-- AIM --
In the listing below, locate the line with "What React, TypeScript" and the line with "string; label: string;", then output both and everything between them exactly, minus any pictures.

-- THE RECORDS --
======
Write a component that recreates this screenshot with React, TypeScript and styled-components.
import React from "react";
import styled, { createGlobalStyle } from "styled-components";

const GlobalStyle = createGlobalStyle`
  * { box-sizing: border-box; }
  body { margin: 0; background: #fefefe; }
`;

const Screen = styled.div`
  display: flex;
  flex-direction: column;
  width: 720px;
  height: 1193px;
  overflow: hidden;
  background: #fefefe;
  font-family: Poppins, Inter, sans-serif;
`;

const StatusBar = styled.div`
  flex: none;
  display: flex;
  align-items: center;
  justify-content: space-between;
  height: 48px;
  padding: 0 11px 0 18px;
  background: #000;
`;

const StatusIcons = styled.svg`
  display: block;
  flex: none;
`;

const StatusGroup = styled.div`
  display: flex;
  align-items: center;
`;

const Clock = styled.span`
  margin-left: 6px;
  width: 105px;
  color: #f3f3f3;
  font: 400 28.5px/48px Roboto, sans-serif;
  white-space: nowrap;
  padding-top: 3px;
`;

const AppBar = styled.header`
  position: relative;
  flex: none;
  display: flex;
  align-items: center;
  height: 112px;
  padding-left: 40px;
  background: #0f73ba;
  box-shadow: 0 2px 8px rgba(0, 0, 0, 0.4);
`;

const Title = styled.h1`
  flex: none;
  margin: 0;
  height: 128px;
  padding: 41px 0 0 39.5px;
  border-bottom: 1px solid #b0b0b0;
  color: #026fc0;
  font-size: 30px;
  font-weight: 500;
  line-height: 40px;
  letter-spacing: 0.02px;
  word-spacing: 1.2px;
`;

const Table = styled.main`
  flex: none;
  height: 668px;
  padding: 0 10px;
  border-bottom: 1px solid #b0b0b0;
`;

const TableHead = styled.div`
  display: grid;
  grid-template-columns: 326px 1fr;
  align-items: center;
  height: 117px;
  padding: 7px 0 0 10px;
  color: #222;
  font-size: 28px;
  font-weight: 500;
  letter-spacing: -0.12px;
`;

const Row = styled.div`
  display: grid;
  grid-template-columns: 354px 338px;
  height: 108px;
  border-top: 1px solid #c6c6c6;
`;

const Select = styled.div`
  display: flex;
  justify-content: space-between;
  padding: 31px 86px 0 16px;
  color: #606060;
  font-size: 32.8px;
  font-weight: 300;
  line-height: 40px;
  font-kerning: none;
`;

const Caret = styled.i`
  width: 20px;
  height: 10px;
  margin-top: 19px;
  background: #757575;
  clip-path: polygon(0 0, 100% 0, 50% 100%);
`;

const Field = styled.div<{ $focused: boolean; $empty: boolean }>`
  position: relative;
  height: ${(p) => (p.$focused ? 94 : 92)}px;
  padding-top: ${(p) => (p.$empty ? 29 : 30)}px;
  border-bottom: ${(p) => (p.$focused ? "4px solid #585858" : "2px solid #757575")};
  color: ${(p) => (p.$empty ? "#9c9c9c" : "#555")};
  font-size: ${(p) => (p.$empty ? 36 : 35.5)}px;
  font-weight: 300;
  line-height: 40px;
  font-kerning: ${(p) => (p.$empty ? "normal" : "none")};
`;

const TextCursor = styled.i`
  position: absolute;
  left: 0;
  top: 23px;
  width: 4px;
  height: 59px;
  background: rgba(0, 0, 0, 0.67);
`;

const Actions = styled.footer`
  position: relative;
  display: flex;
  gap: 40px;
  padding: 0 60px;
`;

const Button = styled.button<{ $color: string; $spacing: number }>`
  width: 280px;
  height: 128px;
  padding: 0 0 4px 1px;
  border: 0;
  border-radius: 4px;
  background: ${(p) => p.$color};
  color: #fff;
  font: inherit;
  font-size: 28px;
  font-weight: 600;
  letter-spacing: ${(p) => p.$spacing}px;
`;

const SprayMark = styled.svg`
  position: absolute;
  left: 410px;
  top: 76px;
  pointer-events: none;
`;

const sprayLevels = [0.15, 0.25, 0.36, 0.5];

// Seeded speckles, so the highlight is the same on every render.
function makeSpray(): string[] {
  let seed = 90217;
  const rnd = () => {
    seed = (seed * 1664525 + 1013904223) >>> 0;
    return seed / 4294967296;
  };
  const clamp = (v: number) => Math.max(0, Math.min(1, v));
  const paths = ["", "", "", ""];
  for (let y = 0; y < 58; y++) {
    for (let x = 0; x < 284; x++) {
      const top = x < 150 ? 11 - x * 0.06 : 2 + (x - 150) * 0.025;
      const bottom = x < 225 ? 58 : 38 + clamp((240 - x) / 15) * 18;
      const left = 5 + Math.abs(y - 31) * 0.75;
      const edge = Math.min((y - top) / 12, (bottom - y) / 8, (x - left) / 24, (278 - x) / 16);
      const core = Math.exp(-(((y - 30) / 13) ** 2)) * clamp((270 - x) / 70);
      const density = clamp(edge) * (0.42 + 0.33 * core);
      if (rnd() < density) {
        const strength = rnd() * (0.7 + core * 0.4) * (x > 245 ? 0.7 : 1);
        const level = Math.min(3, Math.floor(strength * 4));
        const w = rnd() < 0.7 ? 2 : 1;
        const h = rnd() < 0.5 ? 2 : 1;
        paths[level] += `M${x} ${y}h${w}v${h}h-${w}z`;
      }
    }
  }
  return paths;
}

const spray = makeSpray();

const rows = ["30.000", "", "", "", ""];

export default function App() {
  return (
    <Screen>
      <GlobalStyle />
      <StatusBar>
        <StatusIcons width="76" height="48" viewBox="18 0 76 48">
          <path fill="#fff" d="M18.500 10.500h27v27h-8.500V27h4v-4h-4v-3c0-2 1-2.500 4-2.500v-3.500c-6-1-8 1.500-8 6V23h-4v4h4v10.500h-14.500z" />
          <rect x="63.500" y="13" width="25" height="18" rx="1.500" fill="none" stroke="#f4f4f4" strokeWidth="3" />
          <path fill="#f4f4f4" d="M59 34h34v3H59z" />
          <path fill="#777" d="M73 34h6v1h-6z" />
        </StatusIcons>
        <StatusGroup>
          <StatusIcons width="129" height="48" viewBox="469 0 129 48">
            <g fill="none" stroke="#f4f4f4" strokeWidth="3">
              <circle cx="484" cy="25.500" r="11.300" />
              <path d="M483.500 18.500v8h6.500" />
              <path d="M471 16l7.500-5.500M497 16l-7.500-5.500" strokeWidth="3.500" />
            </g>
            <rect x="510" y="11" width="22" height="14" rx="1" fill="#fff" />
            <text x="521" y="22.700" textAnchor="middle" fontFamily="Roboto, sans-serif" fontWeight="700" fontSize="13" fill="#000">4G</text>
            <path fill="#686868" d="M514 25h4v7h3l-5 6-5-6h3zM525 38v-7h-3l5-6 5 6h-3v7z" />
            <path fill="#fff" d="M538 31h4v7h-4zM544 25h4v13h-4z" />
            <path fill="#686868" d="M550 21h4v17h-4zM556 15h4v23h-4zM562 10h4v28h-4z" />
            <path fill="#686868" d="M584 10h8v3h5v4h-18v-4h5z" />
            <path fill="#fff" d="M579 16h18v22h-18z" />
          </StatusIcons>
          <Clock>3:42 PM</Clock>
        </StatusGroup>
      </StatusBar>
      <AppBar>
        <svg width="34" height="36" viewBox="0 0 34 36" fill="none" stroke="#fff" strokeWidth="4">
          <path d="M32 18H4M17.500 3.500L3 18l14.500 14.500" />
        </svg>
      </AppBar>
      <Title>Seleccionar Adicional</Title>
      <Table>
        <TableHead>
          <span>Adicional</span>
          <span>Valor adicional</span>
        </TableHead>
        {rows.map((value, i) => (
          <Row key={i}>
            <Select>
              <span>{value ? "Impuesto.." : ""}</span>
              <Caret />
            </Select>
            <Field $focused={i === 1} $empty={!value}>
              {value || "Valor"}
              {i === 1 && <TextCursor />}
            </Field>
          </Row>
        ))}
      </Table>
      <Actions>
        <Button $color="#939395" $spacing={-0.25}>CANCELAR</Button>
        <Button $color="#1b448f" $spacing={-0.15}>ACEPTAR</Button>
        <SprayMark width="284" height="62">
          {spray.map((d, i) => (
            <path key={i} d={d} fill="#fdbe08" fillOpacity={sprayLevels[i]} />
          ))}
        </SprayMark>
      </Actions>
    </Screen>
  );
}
======
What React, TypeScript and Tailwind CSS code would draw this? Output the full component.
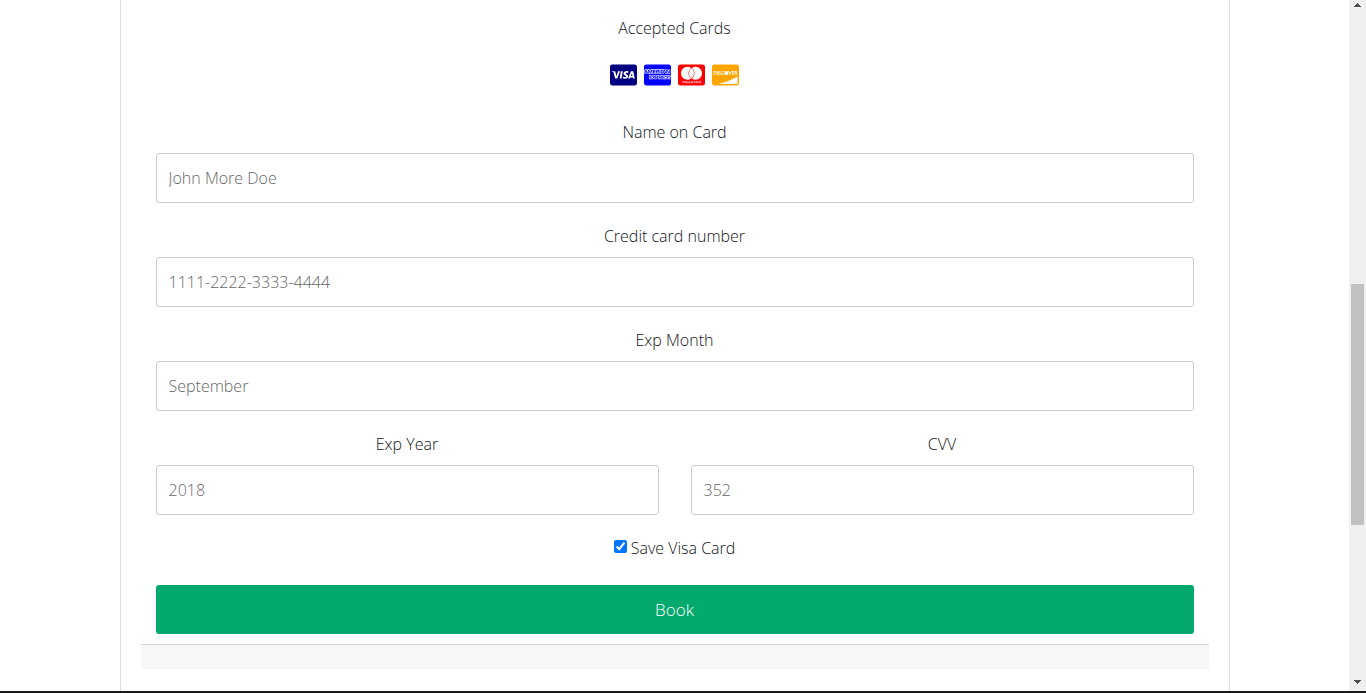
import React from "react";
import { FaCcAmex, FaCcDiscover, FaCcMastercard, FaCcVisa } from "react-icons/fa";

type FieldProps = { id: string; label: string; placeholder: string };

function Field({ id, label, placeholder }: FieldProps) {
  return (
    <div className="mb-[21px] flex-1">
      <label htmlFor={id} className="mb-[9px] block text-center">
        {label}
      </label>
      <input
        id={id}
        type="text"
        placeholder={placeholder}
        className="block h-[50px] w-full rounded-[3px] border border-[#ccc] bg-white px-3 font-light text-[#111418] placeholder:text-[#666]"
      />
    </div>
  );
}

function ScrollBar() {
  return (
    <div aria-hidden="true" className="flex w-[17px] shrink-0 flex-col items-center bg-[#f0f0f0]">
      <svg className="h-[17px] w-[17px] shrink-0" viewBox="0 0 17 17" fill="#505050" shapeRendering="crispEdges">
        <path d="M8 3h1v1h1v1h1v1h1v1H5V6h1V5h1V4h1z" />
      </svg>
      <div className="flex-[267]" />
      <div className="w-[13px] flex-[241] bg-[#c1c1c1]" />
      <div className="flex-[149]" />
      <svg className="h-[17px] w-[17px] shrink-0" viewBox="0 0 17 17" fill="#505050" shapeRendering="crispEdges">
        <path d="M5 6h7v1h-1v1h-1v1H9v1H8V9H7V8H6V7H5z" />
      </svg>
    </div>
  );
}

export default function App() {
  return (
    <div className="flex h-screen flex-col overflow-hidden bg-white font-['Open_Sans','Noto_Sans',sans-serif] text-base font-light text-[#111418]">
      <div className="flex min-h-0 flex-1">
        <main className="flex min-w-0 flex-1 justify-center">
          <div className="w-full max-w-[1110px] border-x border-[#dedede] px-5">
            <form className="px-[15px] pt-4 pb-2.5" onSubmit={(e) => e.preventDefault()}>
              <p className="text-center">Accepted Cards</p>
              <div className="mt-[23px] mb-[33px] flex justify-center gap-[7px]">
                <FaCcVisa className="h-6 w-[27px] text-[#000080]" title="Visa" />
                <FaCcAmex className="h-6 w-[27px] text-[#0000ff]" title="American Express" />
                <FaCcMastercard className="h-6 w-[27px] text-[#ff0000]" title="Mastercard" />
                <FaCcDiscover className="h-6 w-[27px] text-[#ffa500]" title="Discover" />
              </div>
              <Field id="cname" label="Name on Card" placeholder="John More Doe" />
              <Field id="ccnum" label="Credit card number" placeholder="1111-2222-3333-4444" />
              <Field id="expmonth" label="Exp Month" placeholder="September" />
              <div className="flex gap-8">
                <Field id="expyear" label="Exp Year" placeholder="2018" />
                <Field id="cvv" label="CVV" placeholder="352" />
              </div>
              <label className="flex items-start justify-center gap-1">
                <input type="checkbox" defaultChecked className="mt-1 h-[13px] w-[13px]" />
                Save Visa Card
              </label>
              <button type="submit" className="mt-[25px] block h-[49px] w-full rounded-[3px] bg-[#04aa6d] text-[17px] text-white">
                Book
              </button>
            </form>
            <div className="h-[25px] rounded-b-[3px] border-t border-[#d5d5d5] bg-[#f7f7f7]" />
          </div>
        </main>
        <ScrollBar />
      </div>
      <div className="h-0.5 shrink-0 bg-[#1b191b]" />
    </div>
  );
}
======
-- SOLUTION TO THE PROBLEM --
What React, TypeScript and Tailwind CSS code would draw this? Output the full component.
import React from "react";
import { FaCcAmex, FaCcDiscover, FaCcMastercard, FaCcVisa } from "react-icons/fa";

type FieldProps = { id: string; label: string; placeholder: string };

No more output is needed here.